## WORK TO BE COMPLETED
Read through the data and count the lines that contain the string "this"; give only the result.

——

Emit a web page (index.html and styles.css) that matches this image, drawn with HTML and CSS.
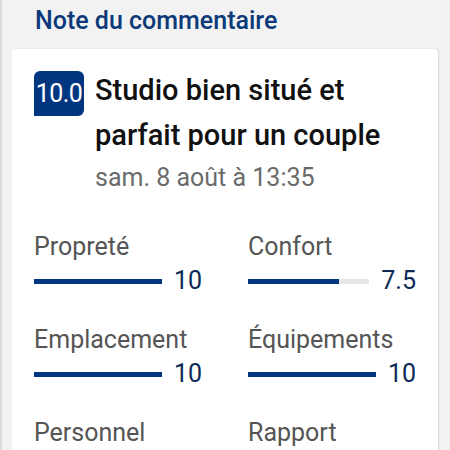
FILE: index.html
```html
<!DOCTYPE html>
<html lang="fr">
<head>
    <meta charset="UTF-8">
    <meta name="viewport" content="width=device-width, initial-scale=1.0">
    <title>Note du commentaire</title>
    <link rel="stylesheet" href="styles.css">
</head>
<body>
    <!-- Review score section -->
    <h1 class="section-title">Note du commentaire</h1>

    <div class="review-card">
        <div class="review-head">
            <span class="score-badge">10.0</span>
            <div class="review-info">
                <h2 class="review-title">Studio bien situé et parfait pour un couple</h2>
                <p class="review-date">sam. 8 août à 13:35</p>
            </div>
        </div>

        <!-- Category scores -->
        <div class="score-grid">
            <div class="score-item">
                <div class="score-label">Propreté</div>
                <div class="score-row">
                    <div class="bar"><div class="bar-fill" style="width: 100%"></div></div>
                    <span class="score-value">10</span>
                </div>
            </div>
            <div class="score-item">
                <div class="score-label">Confort</div>
                <div class="score-row">
                    <div class="bar"><div class="bar-fill" style="width: 75%"></div></div>
                    <span class="score-value">7.5</span>
                </div>
            </div>
            <div class="score-item">
                <div class="score-label">Emplacement</div>
                <div class="score-row">
                    <div class="bar"><div class="bar-fill" style="width: 100%"></div></div>
                    <span class="score-value">10</span>
                </div>
            </div>
            <div class="score-item">
                <div class="score-label">Équipements</div>
                <div class="score-row">
                    <div class="bar"><div class="bar-fill" style="width: 100%"></div></div>
                    <span class="score-value">10</span>
                </div>
            </div>
            <div class="score-item">
                <div class="score-label">Personnel</div>
                <div class="score-row">
                    <div class="bar"><div class="bar-fill" style="width: 100%"></div></div>
                    <span class="score-value">10</span>
                </div>
            </div>
            <div class="score-item">
                <div class="score-label">Rapport</div>
                <div class="score-row">
                    <div class="bar"><div class="bar-fill" style="width: 100%"></div></div>
                    <span class="score-value">10</span>
                </div>
            </div>
        </div>
    </div>
</body>
</html>
```

FILE: styles.css
```css
/* Page */
body {
    font-family: Roboto, "Liberation Sans", sans-serif;
    background: #f2f2f2;
    margin: 0;
    padding: 0 12px 0 10px;
    border-left: 2px solid #dcdcdc;
    height: 450px;
    overflow: hidden;
}

.section-title {
    font-size: 25px;
    font-weight: 500;
    color: #0c3a78;
    margin: 0;
    padding: 7px 0 0 23px;
    height: 49px;
    box-sizing: border-box;
    line-height: 28px;
}

/* Review card */
.review-card {
    background: #ffffff;
    border-radius: 4px;
    box-shadow: 1px 0 2px rgba(0, 0, 0, 0.12);
    padding: 22px 22px 0 22px;
    height: 420px;
}

.review-head {
    display: flex;
    align-items: flex-start;
    gap: 11px;
}

.score-badge {
    background: #003580;
    color: #ffffff;
    font-size: 25px;
    width: 50px;
    height: 45px;
    line-height: 45px;
    text-align: center;
    border-radius: 6px 6px 6px 0;
    flex-shrink: 0;
    letter-spacing: -0.5px;
}

.review-title {
    font-size: 29px;
    font-weight: 500;
    color: #111111;
    margin: -3px 0 0 0;
    line-height: 45px;
}

.review-date {
    font-size: 25px;
    color: #6b6b6b;
    margin: 5px 0 0 0;
    line-height: 30px;
}

/* Scores */
.score-grid {
    display: grid;
    grid-template-columns: 168px 168px;
    column-gap: 46px;
    row-gap: 29px;
    margin-top: 39px;
}

.score-label {
    font-size: 25px;
    color: #555555;
    line-height: 30px;
}

.score-row {
    display: flex;
    align-items: center;
    gap: 12px;
    margin-top: 4px;
}

.bar {
    flex: 1;
    height: 5px;
    background: #e6e6e6;
}

.bar-fill {
    height: 100%;
    background: #003580;
}

.score-value {
    font-size: 25px;
    color: #0c2a55;
    line-height: 30px;
}
```
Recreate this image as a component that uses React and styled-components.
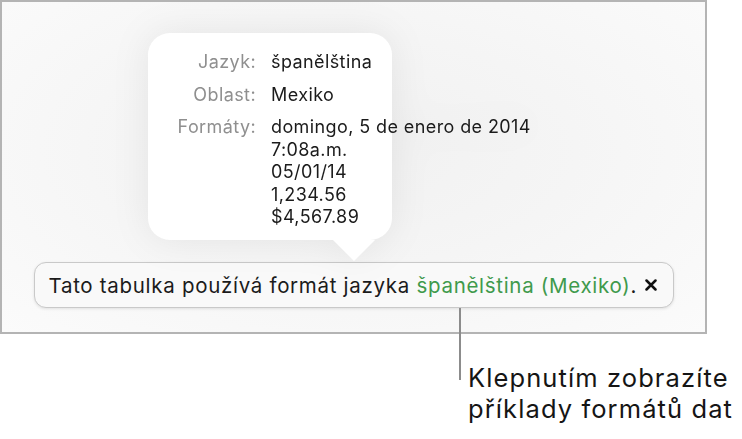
import styled, { createGlobalStyle } from "styled-components";

const GlobalStyle = createGlobalStyle`
  html, body {
    margin: 0;
    padding: 0;
    background: #ffffff;
  }
  body {
    font-family: Inter, Roboto, "Liberation Sans", sans-serif;
    color: #1b1b1b;
  }
`;

const rows = [
  { label: "Jazyk:", values: ["španělština"] },
  { label: "Oblast:", values: ["Mexiko"] },
  {
    label: "Formáty:",
    values: [
      "domingo, 5 de enero de 2014",
      "7:08a.m.",
      "05/01/14",
      "1,234.56",
      "$4,567.89",
    ],
  },
];

const App = () => {
  return (
    <Page>
      <GlobalStyle />
      <Frame>
        <Popover>
          <Card>
            {rows.map(r => (
              <Row key={r.label}>
                <Label>{r.label}</Label>
                <Values>
                  {r.values.map(v => (
                    <span key={v}>{v}</span>
                  ))}
                </Values>
              </Row>
            ))}
          </Card>
          <Arrow />
        </Popover>
        <Banner>
          <BannerText>
            Tato tabulka používá formát jazyka{" "}
            <Link>španělština (Mexiko)</Link>.
          </BannerText>
          <Close>
            <svg width="12" height="12" viewBox="0 0 12 12">
              <path
                d="M1.5 1.5 L10.5 10.5 M10.5 1.5 L1.5 10.5"
                stroke="#111"
                strokeWidth="2.5"
                strokeLinecap="round"
              />
            </svg>
          </Close>
        </Banner>
      </Frame>
      <Callout>
        <Leader />
        <Caption>
          Klepnutím zobrazíte
          <br />
          příklady formátů dat
        </Caption>
      </Callout>
    </Page>
  );
};

export default App;

const Page = styled.div`
  width: 742px;
  height: 439px;
  overflow: hidden;
  display: flex;
  flex-direction: column;
`;

const Frame = styled.div`
  width: 707px;
  height: 334px;
  box-sizing: border-box;
  border: 2px solid #b4b4b4;
  background: radial-gradient(
    ellipse at 50% 45%,
    #f1f1f1 0%,
    #f5f5f5 45%,
    #fbfbfb 100%
  );
  display: flex;
  flex-direction: column;
  padding-top: 31px;
`;

const Popover = styled.div`
  display: flex;
  flex-direction: column;
  margin-left: 146px;
  filter: drop-shadow(0 0 18px rgba(0, 0, 0, 0.07));
`;

const Card = styled.div`
  width: 244px;
  height: 207px;
  box-sizing: border-box;
  background: #ffffff;
  border-radius: 22px;
  padding: 18px 0 0 0;
  display: flex;
  flex-direction: column;
  gap: 10px;
`;

const Arrow = styled.div`
  width: 42px;
  height: 21px;
  margin-left: 185px;
  background: #ffffff;
  clip-path: polygon(0 0, 100% 0, 50% 100%);
`;

const Row = styled.div`
  display: flex;
  align-items: flex-start;
  font-size: 18px;
  line-height: 22.5px;
  letter-spacing: 0.4px;
`;

const Label = styled.div`
  width: 108px;
  text-align: right;
  color: #8f8f8f;
  flex-shrink: 0;
`;

const Values = styled.div`
  margin-left: 15px;
  display: flex;
  flex-direction: column;
  color: #1b1b1b;
  white-space: nowrap;
`;

const Banner = styled.div`
  align-self: center;
  margin-top: 1px;
  width: 640px;
  height: 46px;
  box-sizing: border-box;
  border: 1px solid #c9c9c9;
  border-radius: 12px;
  background: #f9f9f9;
  box-shadow: 0 1px 3px rgba(0, 0, 0, 0.1);
  display: flex;
  align-items: center;
  padding: 0 16px 0 14px;
`;

const BannerText = styled.div`
  flex: 1;
  font-size: 20.5px;
  letter-spacing: 0.7px;
  color: #1b1b1b;
  white-space: nowrap;
`;

const Link = styled.span`
  color: #3f9a4c;
`;

const Close = styled.div`
  width: 12px;
  height: 12px;
  display: flex;
`;

const Callout = styled.div`
  display: flex;
  align-items: flex-start;
  margin-top: -26px;
  padding-left: 459px;
`;

const Leader = styled.div`
  width: 2px;
  height: 72px;
  background: #8c8c8c;
  flex-shrink: 0;
`;

const Caption = styled.div`
  margin-left: 7px;
  margin-top: 54px;
  font-size: 25.5px;
  line-height: 31px;
  letter-spacing: 1.1px;
  color: #151515;
  white-space: nowrap;
`;
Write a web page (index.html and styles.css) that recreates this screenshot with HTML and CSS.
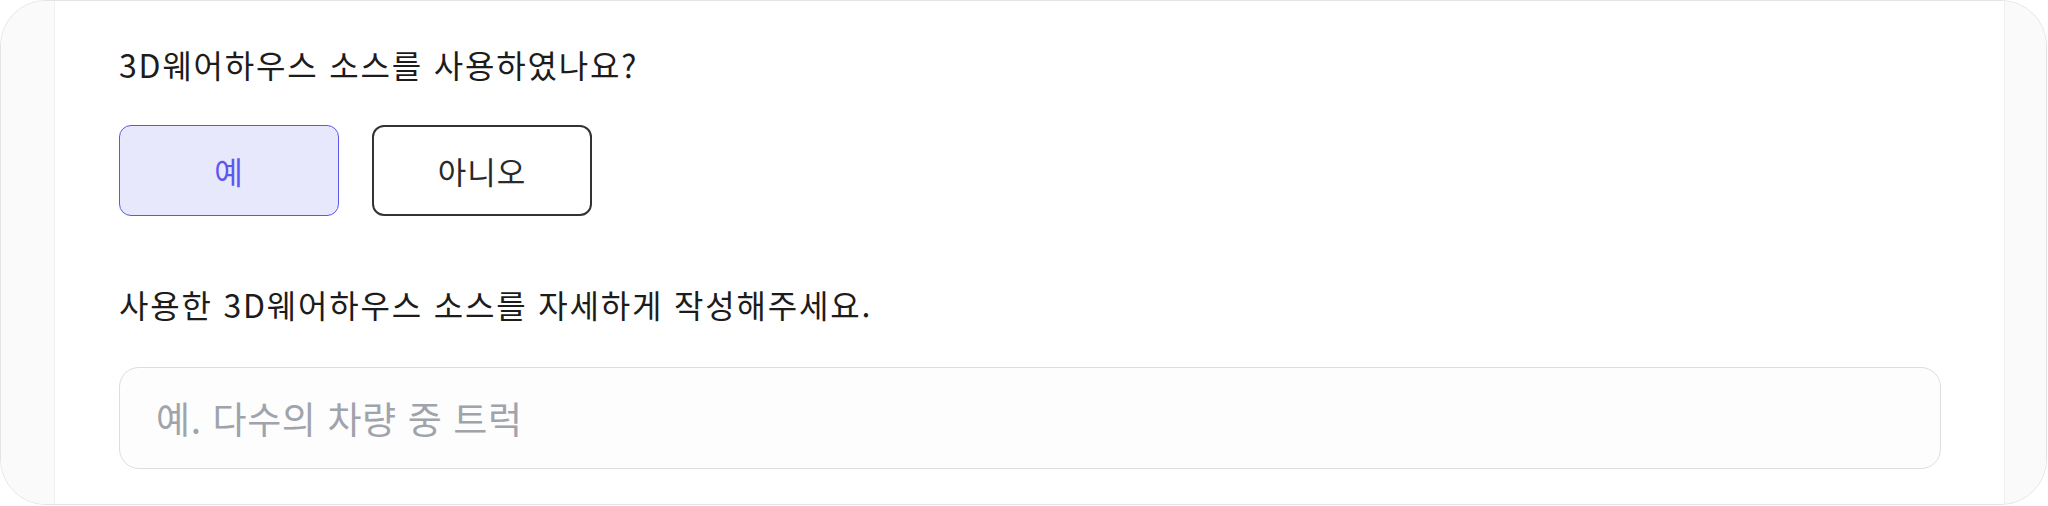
FILE: index.html
```html
<!DOCTYPE html>
<html lang="ko">
<head>
  <meta charset="UTF-8">
  <title>3D웨어하우스 소스</title>
  <meta name="viewport" content="width=device-width, initial-scale=1.0">
  <link rel="stylesheet" href="styles.css">
</head>
<body>
  <div class="frame">
    <div class="side"></div>
    <div class="panel">
      <p class="question">3D웨어하우스 소스를 사용하였나요?</p>
      <div class="choices">
        <button class="choice active">예</button>
        <button class="choice">아니오</button>
      </div>
      <p class="question second">사용한 3D웨어하우스 소스를 자세하게 작성해주세요.</p>
      <input type="text" class="answer" placeholder="예. 다수의 차량 중 트럭">
    </div>
    <div class="side"></div>
  </div>
</body>
</html>
```

FILE: styles.css
```css
:root {
  --text: #1c1c1c;
  --line: #e4e4e4;
  --side: #fafafa;
  --accent: #5b57f0;
  --accent-bg: #e8e8fd;
  --placeholder: #9fa4ac;
}

* {
  box-sizing: border-box;
}

body {
  margin: 0;
  font-family: "Noto Sans CJK KR", "Noto Sans", sans-serif;
  color: var(--text);
  background: #ffffff;
}

.frame {
  display: grid;
  grid-template-columns: 53px 1fr 41px;
  width: 2047px;
  height: 505px;
  border: 1.5px solid var(--line);
  border-radius: 46px;
  overflow: hidden;
  background: var(--side);
}

.side {
  background: var(--side);
}

.panel {
  background: #ffffff;
  border-left: 1px solid #f0f0f0;
  border-right: 1px solid #f0f0f0;
  padding: 43px 63px 0 64px;
}

.question {
  margin: 0;
  font-size: 32px;
  line-height: 40px;
  letter-spacing: 1.8px;
}

.second {
  margin-top: 68px;
}

.choices {
  display: flex;
  gap: 33px;
  margin-top: 41px;
}

.choice {
  width: 220px;
  height: 91px;
  font-family: inherit;
  font-size: 31px;
  letter-spacing: 1px;
  color: #2a2a2a;
  background: #ffffff;
  border: 2px solid #333333;
  border-radius: 12px;
  cursor: pointer;
}

.choice.active {
  color: var(--accent);
  background: var(--accent-bg);
  border: 1.5px solid var(--accent);
}

.answer {
  display: block;
  width: 100%;
  height: 102px;
  margin-top: 43px;
  padding: 0 36px;
  font-family: inherit;
  font-size: 37px;
  letter-spacing: 0.6px;
  color: var(--text);
  background: #fdfdfd;
  border: 1.5px solid #dddddd;
  border-radius: 20px;
  outline: none;
}

.answer::placeholder {
  color: var(--placeholder);
}
```
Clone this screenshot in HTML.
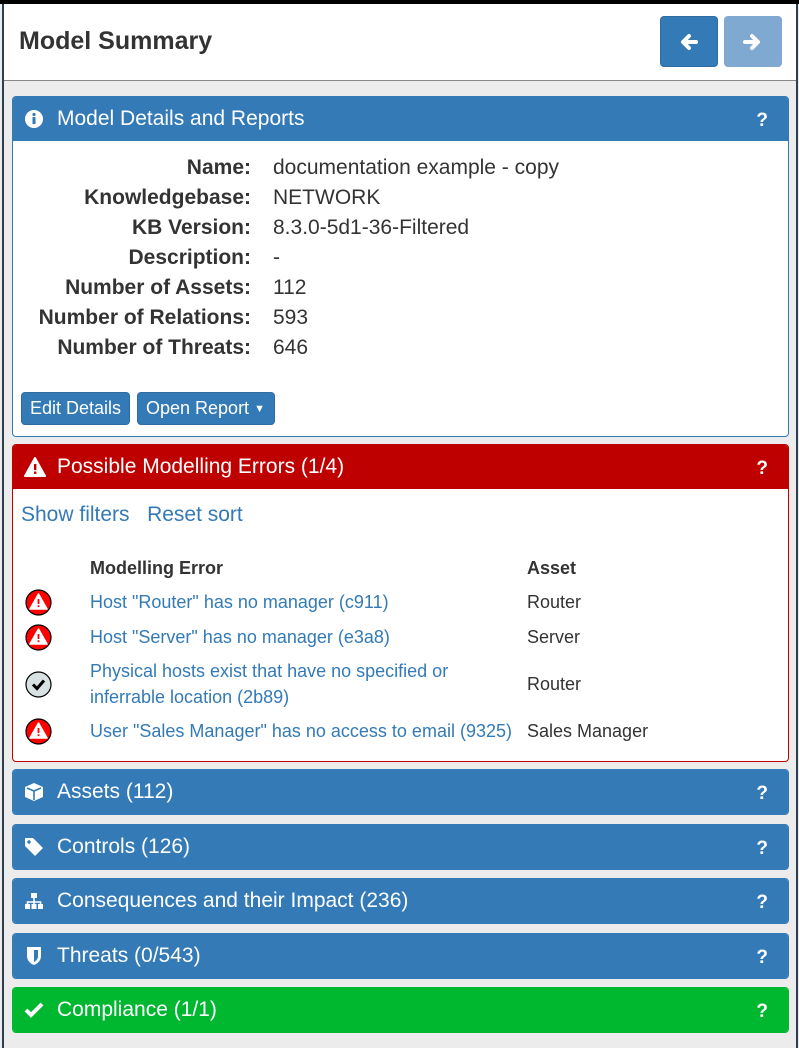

——

## WORKED ANSWER
4